Cochran County, Texas
The Boyd School was an early school located on the H. T. Boyd Ranch in the southeastern portion of the county. The school house sat in the yard of the Boyd family ranch house. Unlike other private ranch schools, the Boyd School was funded by the county. At the time those funds came from Lubbock County, to which Cochran County was attached to for governmental purposes.
In 1916 H. T. Boyd built a one room-building for use as a school and in September of that year his seven-year-old daughter, Kate, and his five-year-old son, Hiley, Jr., became the first students with Miss Katherine Jenkins as their teacher. Once old enough, Boyd's two youngest daughters, John Anna and Nell, also attended Boyd School. Eulalia Burrus, who lived on a neighboring ranch, was the only other school-aged child in Cochran County and began attending Boyd School in 1920, riding her pony two miles to the school.
Miss Jenkins lived with the Boyd family in the ranch house and was paid a monthly wage of $75.00 by the county. Miss Jenkins taught at the school for three years.

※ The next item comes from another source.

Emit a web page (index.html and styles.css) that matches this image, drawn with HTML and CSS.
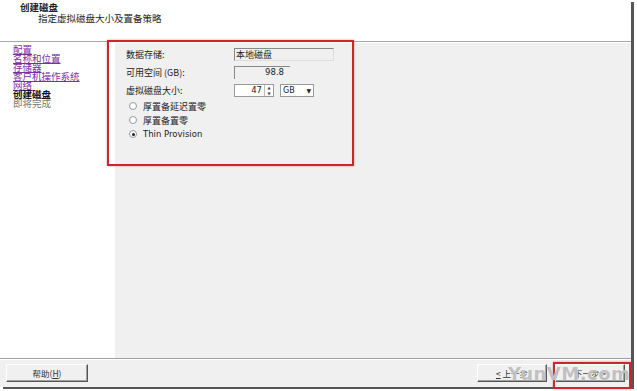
FILE: index.html
```html
<!DOCTYPE html>
<html lang="zh-CN">
<head>
  <meta charset="UTF-8" />
  <title>创建磁盘</title>
  <link rel="stylesheet" href="styles.css">
</head>
<body>
  <div class="window">
    <div class="header">
      <div class="title">创建磁盘</div>
      <div class="subtitle">指定虚拟磁盘大小及置备策略</div>
    </div>

    <div class="main">
      <div class="steps">
        <a href="#">配置</a>
        <a href="#">名称和位置</a>
        <a href="#">存储器</a>
        <a href="#">客户机操作系统</a>
        <a href="#">网络</a>
        <span class="current">创建磁盘</span>
        <span class="pending">即将完成</span>
      </div>

      <div class="content">
        <div class="form">
          <div class="row">
            <span class="label">数据存储:</span>
            <span class="field readonly">本地磁盘</span>
          </div>
          <div class="row">
            <span class="label">可用空间 (GB):</span>
            <span class="field number">98.8</span>
          </div>
          <div class="row">
            <span class="label">虚拟磁盘大小:</span>
            <span class="spinner">
              <span class="value">47</span>
              <span class="spin"><i>▲</i><i>▼</i></span>
            </span>
            <span class="combo">GB <b>▼</b></span>
          </div>
          <div class="radios">
            <label><span class="radio"></span>厚置备延迟置零</label>
            <label><span class="radio"></span>厚置备置零</label>
            <label><span class="radio checked"></span>Thin Provision</label>
          </div>
        </div>
      </div>
    </div>

    <div class="footer">
      <button class="btn">帮助(<u>H</u>)</button>
      <div class="nav">
        <button class="btn"><u>&lt;</u> 上一步</button>
        <button class="btn next">下一步 <u>&gt;</u></button>
      </div>
    </div>

    <!-- annotation marks drawn over the dialog -->
    <div class="mark mark-form"></div>
    <div class="mark mark-next"></div>
    <div class="watermark">YunVM.com</div>
  </div>
</body>
</html>
```

FILE: styles.css
```css
body {
  margin: 0;
  width: 637px;
  height: 391px;
  overflow: hidden;
  background: #fff;
  font-family: "Noto Sans CJK SC", "DejaVu Sans", sans-serif;
  font-size: 9px;
  color: #222;
}
.window {
  position: relative;
  width: 631px;
  height: 387px;
  display: flex;
  flex-direction: column;
  background: #fff;
  box-shadow: 3px 2px 0 #555;
}
.header {
  height: 42px;
  border-bottom: 1px solid #a8a8a8;
  padding: 2px 0 0 20px;
  box-sizing: border-box;
  line-height: 10px;
}
.title {
  font-weight: bold;
  font-size: 9.5px;
}
.subtitle {
  margin-top: 1px;
  padding-left: 18px;
  font-size: 9.5px;
}
.main {
  flex: 1;
  display: flex;
  border-top: 1px solid #fff;
}
.steps {
  width: 115px;
  padding: 2px 0 0 13px;
  box-sizing: border-box;
  display: flex;
  flex-direction: column;
  line-height: 9px;
  font-size: 9.5px;
}
.steps a {
  color: #7b2f9e;
  text-decoration: underline;
  width: max-content;
}
.steps .current {
  font-weight: bold;
  color: #111;
}
.steps .pending {
  color: #777;
}
.content {
  flex: 1;
  background: #f0f0f0;
  padding: 5px 0 0 11px;
}
.form {
  width: 210px;
}
.row {
  display: flex;
  align-items: center;
  height: 13px;
  margin-bottom: 5px;
}
.row:nth-child(3) {
  margin-bottom: 0;
}
.label {
  width: 108px;
}
.field {
  height: 13px;
  box-sizing: border-box;
  line-height: 11px;
  border-top: 1px solid #888;
  border-left: 1px solid #888;
}
.readonly {
  width: 100px;
  padding-left: 1px;
  border-right: 1px solid #ddd;
  border-bottom: 1px solid #ddd;
}
.number {
  width: 56px;
  text-align: right;
  padding-right: 6px;
  font-family: "DejaVu Sans", sans-serif;
  font-size: 8.5px;
}
.spinner {
  display: flex;
  width: 40px;
  height: 13px;
  box-sizing: border-box;
  background: #fff;
  border: 1px solid #999;
  font-family: "DejaVu Sans", sans-serif;
  font-size: 8.5px;
}
.spinner .value {
  flex: 1;
  text-align: right;
  padding-right: 2px;
  line-height: 11px;
}
.spin {
  width: 8px;
  display: flex;
  flex-direction: column;
  border-left: 1px solid #bbb;
}
.spin i {
  flex: 1;
  font-style: normal;
  font-size: 4px;
  line-height: 5px;
  text-align: center;
  color: #444;
}
.combo {
  margin-left: 6px;
  width: 34px;
  height: 13px;
  box-sizing: border-box;
  background: #fff;
  border: 1px solid #999;
  padding-left: 2px;
  line-height: 11px;
  font-family: "DejaVu Sans", sans-serif;
  font-size: 8px;
  display: flex;
  justify-content: space-between;
}
.combo b {
  font-size: 6px;
  padding-right: 2px;
}
.radios {
  display: flex;
  flex-direction: column;
  padding: 2px 0 0 3px;
}
.radios label {
  display: flex;
  align-items: center;
  height: 14px;
  gap: 6px;
}
.radios label:last-child {
  font-family: "DejaVu Sans", sans-serif;
  font-size: 8.5px;
}
.radio {
  width: 6px;
  height: 6px;
  border-radius: 50%;
  border: 1px solid #999;
  background: #fff;
  position: relative;
}
.radio.checked::after {
  content: "";
  position: absolute;
  left: 1.5px;
  top: 1.5px;
  width: 3px;
  height: 3px;
  border-radius: 50%;
  background: #222;
}
.footer {
  height: 29px;
  background: #f0f0f0;
  border-top: 1px solid #a0a0a0;
  box-shadow: inset 0 1px 0 #fff;
  display: flex;
  align-items: flex-start;
  justify-content: space-between;
  padding: 5px 6px 0 6px;
  box-sizing: border-box;
}
.nav {
  display: flex;
  gap: 8px;
}
.btn {
  width: 82px;
  height: 18px;
  padding: 0;
  font-family: "Noto Sans CJK SC", "DejaVu Sans", sans-serif;
  font-size: 8.5px;
  color: #333;
  background: #f0f0f0;
  border: 1px solid;
  border-color: #fff #555 #555 #fff;
  box-shadow: inset -1px -1px 0 #a0a0a0;
}
.nav .btn {
  width: 70px;
}
.mark {
  position: absolute;
  border: 2px solid #c8282e;
  box-shadow: 0 0 2px rgba(200, 40, 46, 0.5);
}
.mark-form {
  left: 107px;
  top: 40px;
  width: 243px;
  height: 122px;
}
.mark-next {
  left: 553px;
  top: 362px;
  width: 74px;
  height: 23px;
}
.watermark {
  position: absolute;
  left: 508px;
  top: 363px;
  font-family: "DejaVu Sans", sans-serif;
  font-weight: bold;
  font-size: 18px;
  letter-spacing: 0.5px;
  color: rgba(150, 150, 150, 0.6);
  text-shadow: 0 0 1px #fff;
}
```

Miss Nova Brown taught the 1919-1920 school year and was followed by Miss Winnie Simmons, who taught at Boyd beginning in the fall of 1920. Miss Simmons married Harry Burrus in 1922 adn Mrs. H. T. Boyd died during the summer of that same year.
An unmailed letter was found in Mrs. Boyd's possession addressed to a prospective teacher. In the letter Mrs. Boyd wrote to the applicant
You must adjust to the customs and the hardships of the frontier and learn to appreciate the frontier and its future. Otherwise, you will experience loneliness and unhappiness on the prairie.
Boyd School did not have a teacher for the fall of 1922, but Frank Boyd, nephew of H. T. Boyd, came to the ranch to teach Hiley Jr. in 1923, the girls having been sent to Midland to an aunt. In the fall of 1924 Miss Lois Patterson began teaching at the one-room Boyd School, which was overflowing with fifteen students. New families had begun to settle in Cochran County, including the McCain, Crump, Woodley, Peoples, Harris, and White families.
H. T. Boyd moved his family to Lubbock in 1925 and sold his ranch lands to farmers.